Cloud Outage: When it rains, it pours
Entering my favorite coffee shop before work Tuesday morning in desperate need of caffeine, I watched an employee come out from behind the counter, taping a handwritten sign to the door.
“No cards accepted today. Sorry for the inconvenience.”
Mildly inconvenienced, but wildly frustrated I headed less than a block to another coffee shop, one seemingly able to accept credit cards. Coffee acquired with minimal effort. Just the way I like it.
Unlocking the door to my unassuming Upper West Side clothing store and robotically following the opening procedures I checked my email, and the day from hell began.
Today, the harbinger of death (or in this case, inconvenience) was a G-chat.
“Hey team!” the chat read sunnily, “looks like NewStore is out at the moment. Please make your teams aware to switch to offline mode to record transactions. Should be back up shortly, but for the time being no returns or exchanges.”

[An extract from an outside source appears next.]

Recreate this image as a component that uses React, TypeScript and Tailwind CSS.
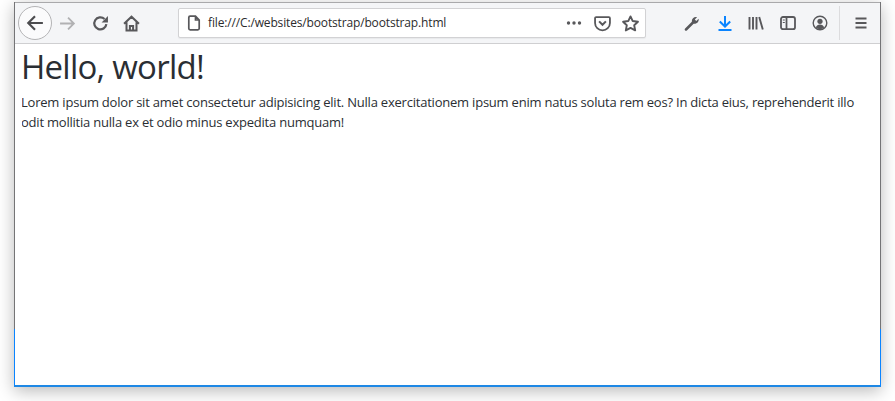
import React from 'react'

// Firefox toolbar icons, all on a 16 grid
function Icon({ children, className }: { children: React.ReactNode; className?: string }) {
  return (
    <svg viewBox="0 0 16 16" fill="none" stroke="currentColor" strokeWidth="1.6" className={className}>
      {children}
    </svg>
  )
}

function BackButton() {
  return (
    <div className="flex h-[34px] w-[34px] shrink-0 items-center justify-center rounded-full border border-[#b4b4b6] bg-[#fbfbfc] text-[#4c4c4f]">
      <Icon className="h-[18px] w-[18px]">
        <path d="M15 8H2M8 2 2 8l6 6" strokeWidth="1.900" />
      </Icon>
    </div>
  )
}

function Toolbar() {
  return (
    <div className="flex h-[42px] shrink-0 items-center border-y border-b-[#cfcfd1] border-t-[#a9a9ab] bg-[#f4f5f7] pl-[3px] text-[#58585b]">
      <BackButton />
      <Icon className="ml-[7px] h-[17px] w-[17px] text-[#b1b1b3]">
        <path d="M1 8h13M8.500 2.500 14 8l-5.500 5.500" strokeWidth="1.700" />
      </Icon>
      <Icon className="ml-[16px] h-[17px] w-[17px]">
        <path d="M13.500 8.500A5.700 5.700 0 1 1 11.800 3.800" strokeWidth="2.100" />
        <path d="M15 1v6H9z" fill="currentColor" stroke="none" />
      </Icon>
      <Icon className="ml-[14px] h-[17px] w-[17px]">
        <path d="M1 8.300 8 1.600l7 6.700M3.300 6.800v7.700h9.400V6.800M6.500 14.500V10.300h3v4.200" strokeWidth="1.900" />
      </Icon>
      <div className="ml-[38px] flex h-[30px] w-[468px] shrink-0 items-center rounded-[2px] border border-[#d2d2d4] bg-white pl-[7px] pr-[6px] shadow-[0_1px_1px_rgba(0,0,0,0.05)]">
        <Icon className="h-[16px] w-[16px] shrink-0">
          <path d="M2.800 2.500a1.300 1.300 0 0 1 1.300-1.300h5.400L13.200 5v8.500a1.300 1.300 0 0 1-1.300 1.300H4.100a1.300 1.300 0 0 1-1.300-1.300zM9.500 1.200V5h3.700" strokeWidth="1.700" />
        </Icon>
        <span className="ml-[6px] flex-1 font-['Open_Sans',sans-serif] text-[12px] tracking-[-0.15px] text-[#2b2b2d]">
          file:///C:/websites/bootstrap/bootstrap.html
        </span>
        <Icon className="h-[16px] w-[16px] shrink-0">
          <circle cx="2.500" cy="8" r="1.700" fill="currentColor" stroke="none" />
          <circle cx="8" cy="8" r="1.700" fill="currentColor" stroke="none" />
          <circle cx="13.500" cy="8" r="1.700" fill="currentColor" stroke="none" />
        </Icon>
        <Icon className="ml-[12px] h-[17px] w-[17px] shrink-0">
          <path d="M1 3a1 1 0 0 1 1-1h12a1 1 0 0 1 1 1v4.500a7 7 0 0 1-14 0z" strokeWidth="1.700" />
          <path d="m4.800 6 3.200 3.200L11.200 6" strokeWidth="1.900" />
        </Icon>
        <Icon className="ml-[11px] h-[17px] w-[17px] shrink-0">
          <path d="m8 1.300 2.100 4.400 4.900.7-3.500 3.300.9 4.800L8 12.200l-4.400 2.300.9-4.800L1 6.400l4.900-.7z" strokeWidth="1.800" strokeLinejoin="round" />
        </Icon>
      </div>
      <Icon className="ml-[38px] h-[16px] w-[16px] shrink-0">
        <path d="M2 14.500 8.500 8" strokeWidth="2.500" strokeLinecap="round" />
        <path d="M7.800 6.200c0-2.700 2.500-4.700 5.200-4l-2.200 2.300 1.500 1.500 2.300-2.200c.6 2.800-1.400 5-4.200 5-1.600 0-2.600-1-2.600-2.600z" fill="currentColor" stroke="none" />
      </Icon>
      <Icon className="ml-[17px] h-[16px] w-[16px] shrink-0 text-[#0a84ff]">
        <path d="M8 1v10M2.800 6.500 8 11.500l5.200-5M1.500 15h13" strokeWidth="2" />
      </Icon>
      <Icon className="ml-[15px] h-[16px] w-[16px] shrink-0">
        <path d="M1.500 2v12.500M5 2v12.500M8.500 2v12.500M11.200 2l3.600 12.500" strokeWidth="1.900" />
      </Icon>
      <Icon className="ml-[16px] h-[16px] w-[16px] shrink-0">
        <rect x="1" y="2" width="14" height="12.200" rx="2" strokeWidth="1.800" />
        <path d="M6.500 2v12" strokeWidth="1.800" />
        <path d="M2.800 5h2M2.800 7.500h2" strokeWidth="1" />
      </Icon>
      <Icon className="ml-[16px] h-[16px] w-[16px] shrink-0">
        <circle cx="8" cy="8" r="6.800" strokeWidth="1.400" />
        <circle cx="8" cy="6.300" r="2.600" fill="currentColor" stroke="none" />
        <path d="M3.800 12.500c.6-2 2.300-3 4.200-3s3.600 1 4.200 3a6 6 0 0 1-8.400 0z" fill="currentColor" stroke="none" />
      </Icon>
      <div className="ml-[11px] h-[34px] w-px shrink-0 bg-[#dcdcde]" />
      <Icon className="ml-[13px] h-[16px] w-[16px] shrink-0">
        <path d="M2.500 3.500h11M2.500 8h11M2.500 12.500h11" strokeWidth="2" />
      </Icon>
    </div>
  )
}

export default function App() {
  return (
    <div className="h-[401px] w-[895px] overflow-hidden bg-white pl-[14px] pt-[2px]">
      <div className="flex h-[385px] w-[867px] flex-col bg-white shadow-[0_4px_16px_rgba(0,0,0,0.28)]">
        <div className="flex h-[327px] flex-col border-x border-[#747476]">
          <Toolbar />
          <div className="pl-[7px] font-['Open_Sans',sans-serif] text-[#2a2e33]">
            <div className="overflow-hidden">
              <h1 className="-ml-px mt-[2px] text-[33px] leading-[41px] font-normal tracking-[-0.75px]">Hello, world!</h1>
              <p className="-ml-px mt-[5px] w-[846px] text-[13px] leading-[20px] tracking-[-0.215px]">
                Lorem ipsum dolor sit amet consectetur adipisicing elit. Nulla exercitationem ipsum enim natus soluta rem eos? In dicta eius, reprehenderit illo odit mollitia nulla ex et odio minus expedita numquam!
              </p>
            </div>
          </div>
        </div>
        <div className="h-[58px] border-x border-b-2 border-[#0a84ff] border-b-[#1e88e5]" />
      </div>
    </div>
  )
}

NewStore, the platform our fleet of 48 stores across the country use as a central POS system to ring up customers, find merchandise, look up old sales to process returns or exchanges, was down company wide. Another minor inconvenience to start the day. They said it would be back up shortly, right?
A customer enters with one of our brightly-branded bags, the tell-tale sign of a return. While I apologized profusely, the confused customer said something interesting.

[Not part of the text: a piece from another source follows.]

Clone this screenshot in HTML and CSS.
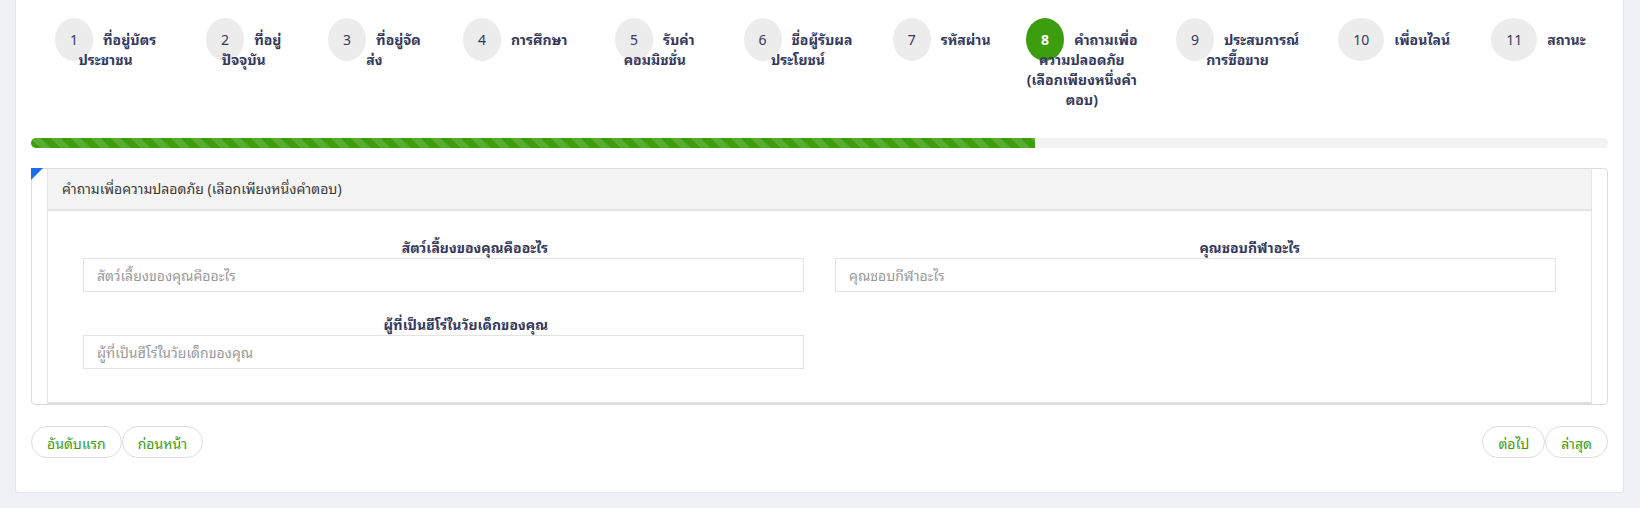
FILE: index.html
```html
<!DOCTYPE html>
<html lang="th">
<head>
    <meta charset="UTF-8">
    <meta name="viewport" content="width=device-width, initial-scale=1.0">
    <title>ลงทะเบียนสมาชิก</title>
    <link rel="stylesheet" href="styles.css">
</head>
<body>

    <div class="card">

        <!-- ขั้นตอน -->
        <div class="steps">
            <div class="step"><span class="step-num">1</span><span class="step-label">ที่อยู่บัตร<br>ประชาชน</span></div>
            <div class="step"><span class="step-num">2</span><span class="step-label">ที่อยู่<br>ปัจจุบัน</span></div>
            <div class="step"><span class="step-num">3</span><span class="step-label">ที่อยู่จัด<br>ส่ง</span></div>
            <div class="step"><span class="step-num">4</span><span class="step-label">การศึกษา</span></div>
            <div class="step"><span class="step-num">5</span><span class="step-label">รับค่า<br>คอมมิชชั่น</span></div>
            <div class="step"><span class="step-num">6</span><span class="step-label">ชื่อผู้รับผล<br>ประโยชน์</span></div>
            <div class="step"><span class="step-num">7</span><span class="step-label">รหัสผ่าน</span></div>
            <div class="step active"><span class="step-num">8</span><span class="step-label">คำถามเพื่อ<br>ความปลอดภัย<br>(เลือกเพียงหนึ่งคำ<br>ตอบ)</span></div>
            <div class="step"><span class="step-num">9</span><span class="step-label">ประสบการณ์<br>การซื้อขาย</span></div>
            <div class="step"><span class="step-num">10</span><span class="step-label">เพื่อนไลน์</span></div>
            <div class="step"><span class="step-num">11</span><span class="step-label">สถานะ</span></div>
        </div>

        <!-- แถบความคืบหน้า -->
        <div class="progress">
            <div class="progress-bar" style="width: 63.64%"></div>
        </div>

        <!-- คำถาม -->
        <div class="panel">
            <div class="panel-box">
                <div class="panel-head">คำถามเพื่อความปลอดภัย (เลือกเพียงหนึ่งคำตอบ)</div>
                <div class="panel-body">
                    <div class="form-group">
                        <label class="form-label">สัตว์เลี้ยงของคุณคืออะไร</label>
                        <input class="form-input" type="text" placeholder="สัตว์เลี้ยงของคุณคืออะไร">
                    </div>
                    <div class="form-group">
                        <label class="form-label">คุณชอบกีฬาอะไร</label>
                        <input class="form-input" type="text" placeholder="คุณชอบกีฬาอะไร">
                    </div>
                    <div class="form-group">
                        <label class="form-label">ผู้ที่เป็นฮีโร่ในวัยเด็กของคุณ</label>
                        <input class="form-input" type="text" placeholder="ผู้ที่เป็นฮีโร่ในวัยเด็กของคุณ">
                    </div>
                </div>
            </div>
        </div>

        <!-- ปุ่ม -->
        <div class="pager">
            <div class="pager-group">
                <button class="pager-btn">อันดับแรก</button>
                <button class="pager-btn">ก่อนหน้า</button>
            </div>
            <div class="pager-group">
                <button class="pager-btn">ต่อไป</button>
                <button class="pager-btn">ล่าสุด</button>
            </div>
        </div>

    </div>

</body>
</html>
```

FILE: styles.css
```css
body {
    margin: 0;
    padding: 0 16px 0 15px;
    background-color: #eff1f6;
    font-family: "Noto Sans", "Noto Sans Thai Looped", Loma, Garuda, "Noto Sans Thai", sans-serif;
    color: #34395e;
}
/* การ์ดหลัก */
.card {
    background-color: #fff;
    border: 1px solid #e3e6ee;
    border-top: none;
    border-radius: 0 0 3px 3px;
    padding: 30px 15px 34px;
}
/* ขั้นตอน */
.steps {
    display: grid;
    grid-template-columns: 149fr 127fr 134fr 147fr 132fr 154fr 133fr 147fr 164fr 149fr 139fr;
    height: 80px;
    margin-bottom: 28px;
}
.step {
    text-align: center;
    white-space: nowrap;
    font-size: 14px;
    font-weight: 700;
    line-height: 20px;
}
.step-num {
    display: inline;
    padding: 12px 15px;
    margin-right: 10px;
    border-radius: 50%;
    background-color: #ececec;
    font-weight: 400;
}
.step.active .step-num {
    background-color: #3c9d0e;
    color: #fff;
    font-weight: 700;
}
/* แถบความคืบหน้า */
.progress {
    height: 10px;
    background-color: #f2f2f2;
    border-radius: 5px;
    overflow: hidden;
    margin-bottom: 20px;
}
.progress-bar {
    height: 100%;
    background-color: #3c9d0e;
    background-image: linear-gradient(45deg, rgba(255, 255, 255, 0.15) 25%, transparent 25%, transparent 50%, rgba(255, 255, 255, 0.15) 50%, rgba(255, 255, 255, 0.15) 75%, transparent 75%, transparent);
    background-size: 20px 20px;
}
/* กล่องคำถาม */
.panel {
    position: relative;
    border: 1px solid #dcdcdc;
    border-radius: 4px;
    padding: 0 15px;
}
.panel::before {
    content: "";
    position: absolute;
    top: -1px;
    left: -1px;
    border-top: 12px solid #1a6df0;
    border-right: 12px solid transparent;
}
.panel-box {
    border: 1px solid #e6e6e6;
    border-top: none;
    border-bottom: 2px solid #dedede;
}
.panel-head {
    height: 40px;
    line-height: 40px;
    padding-left: 14px;
    background-color: #f4f4f4;
    border-bottom: 2px solid #e4e4e4;
    font-size: 14px;
    color: #3a3a3a;
}
.panel-body {
    display: grid;
    grid-template-columns: 1fr 1fr;
    column-gap: 31px;
    padding: 27px 35px 10px;
}
.form-group {
    margin-bottom: 23px;
}
.form-label {
    display: block;
    width: 64.5%;
    text-align: right;
    font-size: 14px;
    font-weight: 700;
    line-height: 20px;
}
.form-input {
    display: block;
    box-sizing: border-box;
    width: 100%;
    height: 34px;
    padding: 0 13px;
    border: 1px solid #e3e3e3;
    background-color: #fff;
    font-family: inherit;
    font-size: 14px;
    color: #333;
}
.form-input::placeholder {
    color: #9a9a9a;
}
/* ปุ่มเปลี่ยนหน้า */
.pager {
    display: flex;
    justify-content: space-between;
    margin-top: 21px;
}
.pager-group {
    display: flex;
}
.pager-btn {
    height: 32px;
    padding: 0 15px;
    border: 1px solid #dedede;
    border-radius: 16px;
    background-color: #fff;
    color: #3c9d0e;
    font-family: inherit;
    font-size: 14px;
    cursor: pointer;
}
```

“Funny. Warby Parker couldn’t do anything either.”
A second, more irate customer came in, saying she “took the morning off work,” to return something at our store. The bizarro world in which someone would take time off to return a product at a store with a one-year return policy notwithstanding, I realized today would be one of those days, and wondered why the technology gods had cursed me so.

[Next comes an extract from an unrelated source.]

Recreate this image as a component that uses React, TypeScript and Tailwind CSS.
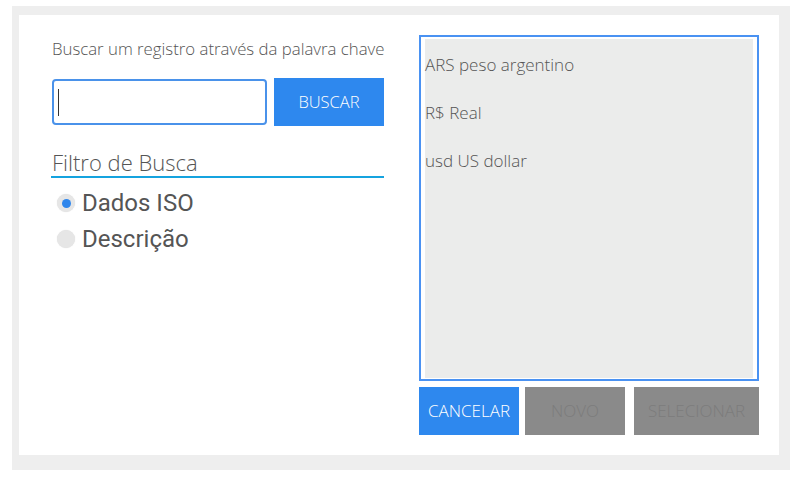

The reality of the situation was much scarier than the simple possibility that a single sales/POS platform was down.
Amazon Web Services (AWS), the cloud service that deals with hundreds of clients, and an uncountable number of data points and lines of code, was completely down.
Disney+, Venmo, DoorDash, Slack, The United States Social Security Administration and my store. All of these web-based platforms (and more) had the same problem: none of them were working.
While the outage mildly inconvenienced us as workers, the toll it took on consumers, familiar with getting everything they want immediately, seemed to be much more significant.
I was scolded multiple times and yelled at once for the inability to process a return. Smiling and giving out discount cards for a later date could not dissipate the animosity directed towards me, a store supervisor in a retail store, as if I personally was the coder responsible for a nationwide outage.
AWS is the largest cloud-computing provider in the United States. Tracking-website downdetector.com reported 24,000 outages along the East Coast Tuesday morning. That is 24,000 individual businesses, platforms, apps, etc. with no ability to function as a business.
We got by using an “offline mode,” that allowed us to manually enter barcodes of items and save credit card details for a later date. But we were the lucky ones.
I say we not just as “we,” a clothing retailer looking at $100 million in revenue in 2021, I say we as a country, were lucky.
We were extremely lucky this was a simple bug in AWS, and not something like a cyber attack, which experts warn the US is extremely vulnerable to.
On multiple occasions in the last few years real and credible attacks on US infrastructure occurred. In 2018, the Los Angeles Department of Water and Power was hacked in only six hours. That hack was a test, performed by hackers-for-hire to reveal vulnerabilities within the system. In reporting on the issue, Bloomberg called our country’s vulnerabilities, “shocking.”
I’m no cyber-security expert, but the fact that a small bug can take down most of the East Coast’s ability to function on the internet is probably indicative of a massive problem within our system.
The pandemic’s hastening of our overreliance on Amazon to do everything for us has clearly bled over into computing and storage, and when that goes wrong, the results can be catastrophic.
While continuing to smile and apologize profusely for the mild inconvenience of not being able to return an item on a certain day, “I came ALL THE WAY from the EAST SIDE,” said one beleaguered customer, I couldn’t help but think that this might be a best-case scenario.
Clouds bring rain, and when it rains, it pours.